━━━━━ MATERIAL PROVIDED
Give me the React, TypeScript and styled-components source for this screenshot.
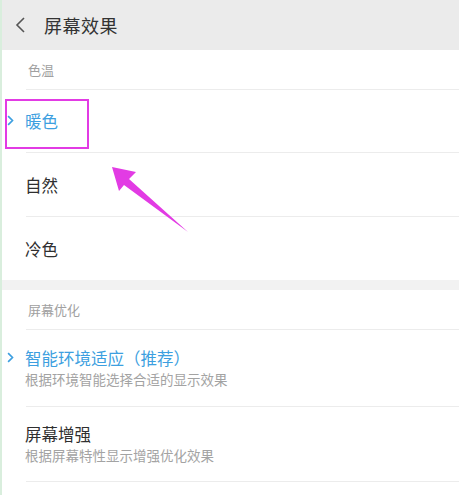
import React from "react";
import styled, { createGlobalStyle } from "styled-components";

const GlobalStyle = createGlobalStyle`
  html, body {
    margin: 0;
    padding: 0;
    background: #ffffff;
  }
  body {
    font-family: "Noto Sans CJK SC", "Noto Sans", sans-serif;
  }
`;

const Page = styled.div`
  position: relative;
  width: 459px;
  height: 495px;
  overflow: hidden;
  background: #ffffff;
  border-left: 2px solid #d9eedd;
  box-sizing: border-box;
`;

const Header = styled.div`
  display: flex;
  align-items: center;
  height: 50px;
  background: #ebebeb;
  padding-left: 12px;
  gap: 16px;
`;

const Title = styled.div`
  font-size: 18px;
  color: #333333;
  letter-spacing: 0.5px;
`;

const Section = styled.div`
  background: #ffffff;
`;

const Gap = styled.div`
  height: 10px;
  background: #f2f2f2;
`;

const SectionHeader = styled.div`
  display: flex;
  align-items: center;
  height: 39px;
  padding-left: 26px;
  font-size: 13px;
  color: #a0a0a0;
`;

const Divider = styled.div`
  height: 1px;
  margin-left: 24px;
  background: #ececec;
`;

const Row = styled.div<{ $h: number }>`
  position: relative;
  display: flex;
  flex-direction: column;
  justify-content: center;
  height: ${(p) => p.$h}px;
  padding-left: 23px;
`;

const Label = styled.div<{ $active?: boolean }>`
  position: relative;
  font-size: 16.5px;
  line-height: 22px;
  color: ${(p) => (p.$active ? "#3d9fe0" : "#2f2f2f")};
`;

const Sub = styled.div`
  font-size: 13.5px;
  line-height: 20px;
  color: #a3a3a3;
`;

const Mark = styled.span`
  position: absolute;
  left: -18px;
  top: 5px;
  display: flex;
`;

const Highlight = styled.div`
  position: absolute;
  left: 3px;
  top: 9px;
  width: 80px;
  height: 46px;
  border: 2.5px solid #e23be4;
`;

const ArrowLayer = styled.svg`
  position: absolute;
  left: 0;
  top: 0;
  pointer-events: none;
`;

const Chevron = ({ color, size }: { color: string; size: number }) => (
  <svg width={size * 0.6} height={size} viewBox="0 0 6 10">
    <path d="M1 1 L5 5 L1 9" fill="none" stroke={color} strokeWidth="1.5" />
  </svg>
);

const Back = () => (
  <svg width="14" height="20" viewBox="0 0 14 20">
    <path d="M10 3 L3 10 L10 17" fill="none" stroke="#555" strokeWidth="1.6" />
  </svg>
);

export default function App() {
  return (
    <>
      <GlobalStyle />
      <Page>
        <Header>
          <Back />
          <Title>屏幕效果</Title>
        </Header>
        <Section>
          <SectionHeader>色温</SectionHeader>
          <Divider />
          <Row $h={62}>
            <Highlight />
            <Label $active>
              <Mark>
                <Chevron color="#3d9fe0" size={11} />
              </Mark>
              暖色
            </Label>
          </Row>
          <Divider />
          <Row $h={63}>
            <Label>自然</Label>
          </Row>
          <Divider />
          <Row $h={63}>
            <Label>冷色</Label>
          </Row>
        </Section>
        <Gap />
        <Section>
          <SectionHeader>屏幕优化</SectionHeader>
          <Divider />
          <Row $h={76}>
            <Label $active>
              <Mark>
                <Chevron color="#3d9fe0" size={11} />
              </Mark>
              智能环境适应（推荐）
            </Label>
            <Sub>根据环境智能选择合适的显示效果</Sub>
          </Row>
          <Divider />
          <Row $h={74}>
            <Label>屏幕增强</Label>
            <Sub>根据屏幕特性显示增强优化效果</Sub>
          </Row>
          <Divider />
        </Section>
        <ArrowLayer width="459" height="495" viewBox="0 0 459 495">
          <polygon
            points="110,167 134,172 127,179 186,232 122,185 117,191"
            fill="#e23be4"
          />
        </ArrowLayer>
      </Page>
    </>
  );
}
━━━━━━━━━━
STATED TASK:
Working from the lines above, reproduce the material exactly and exclude its pictures.

FINISHED ANSWER:
Give me the React, TypeScript and styled-components source for this screenshot.
import React from "react";
import styled, { createGlobalStyle } from "styled-components";

const GlobalStyle = createGlobalStyle`
  html, body {
    margin: 0;
    padding: 0;
    background: #ffffff;
  }
  body {
    font-family: "Noto Sans CJK SC", "Noto Sans", sans-serif;
  }
`;

const Page = styled.div`
  position: relative;
  width: 459px;
  height: 495px;
  overflow: hidden;
  background: #ffffff;
  border-left: 2px solid #d9eedd;
  box-sizing: border-box;
`;

const Header = styled.div`
  display: flex;
  align-items: center;
  height: 50px;
  background: #ebebeb;
  padding-left: 12px;
  gap: 16px;
`;

const Title = styled.div`
  font-size: 18px;
  color: #333333;
  letter-spacing: 0.5px;
`;

const Section = styled.div`
  background: #ffffff;
`;

const Gap = styled.div`
  height: 10px;
  background: #f2f2f2;
`;

const SectionHeader = styled.div`
  display: flex;
  align-items: center;
  height: 39px;
  padding-left: 26px;
  font-size: 13px;
  color: #a0a0a0;
`;

const Divider = styled.div`
  height: 1px;
  margin-left: 24px;
  background: #ececec;
`;

const Row = styled.div<{ $h: number }>`
  position: relative;
  display: flex;
  flex-direction: column;
  justify-content: center;
  height: ${(p) => p.$h}px;
  padding-left: 23px;
`;

const Label = styled.div<{ $active?: boolean }>`
  position: relative;
  font-size: 16.5px;
  line-height: 22px;
  color: ${(p) => (p.$active ? "#3d9fe0" : "#2f2f2f")};
`;

const Sub = styled.div`
  font-size: 13.5px;
  line-height: 20px;
  color: #a3a3a3;
`;

const Mark = styled.span`
  position: absolute;
  left: -18px;
  top: 5px;
  display: flex;
`;

const Highlight = styled.div`
  position: absolute;
  left: 3px;
  top: 9px;
  width: 80px;
  height: 46px;
  border: 2.5px solid #e23be4;
`;

const ArrowLayer = styled.svg`
  position: absolute;
  left: 0;
  top: 0;
  pointer-events: none;
`;

const Chevron = ({ color, size }: { color: string; size: number }) => (
  <svg width={size * 0.6} height={size} viewBox="0 0 6 10">
    <path d="M1 1 L5 5 L1 9" fill="none" stroke={color} strokeWidth="1.5" />
  </svg>
);

const Back = () => (
  <svg width="14" height="20" viewBox="0 0 14 20">
    <path d="M10 3 L3 10 L10 17" fill="none" stroke="#555" strokeWidth="1.6" />
  </svg>
);

export default function App() {
  return (
    <>
      <GlobalStyle />
      <Page>
        <Header>
          <Back />
          <Title>屏幕效果</Title>
        </Header>
        <Section>
          <SectionHeader>色温</SectionHeader>
          <Divider />
          <Row $h={62}>
            <Highlight />
            <Label $active>
              <Mark>
                <Chevron color="#3d9fe0" size={11} />
              </Mark>
              暖色
            </Label>
          </Row>
          <Divider />
          <Row $h={63}>
            <Label>自然</Label>
          </Row>
          <Divider />
          <Row $h={63}>
            <Label>冷色</Label>
          </Row>
        </Section>
        <Gap />
        <Section>
          <SectionHeader>屏幕优化</SectionHeader>
          <Divider />
          <Row $h={76}>
            <Label $active>
              <Mark>
                <Chevron color="#3d9fe0" size={11} />
              </Mark>
              智能环境适应（推荐）
            </Label>
            <Sub>根据环境智能选择合适的显示效果</Sub>
          </Row>
          <Divider />
          <Row $h={74}>
            <Label>屏幕增强</Label>
            <Sub>根据屏幕特性显示增强优化效果</Sub>
          </Row>
          <Divider />
        </Section>
        <ArrowLayer width="459" height="495" viewBox="0 0 459 495">
          <polygon
            points="110,167 134,172 127,179 186,232 122,185 117,191"
            fill="#e23be4"
          />
        </ArrowLayer>
      </Page>
    </>
  );
}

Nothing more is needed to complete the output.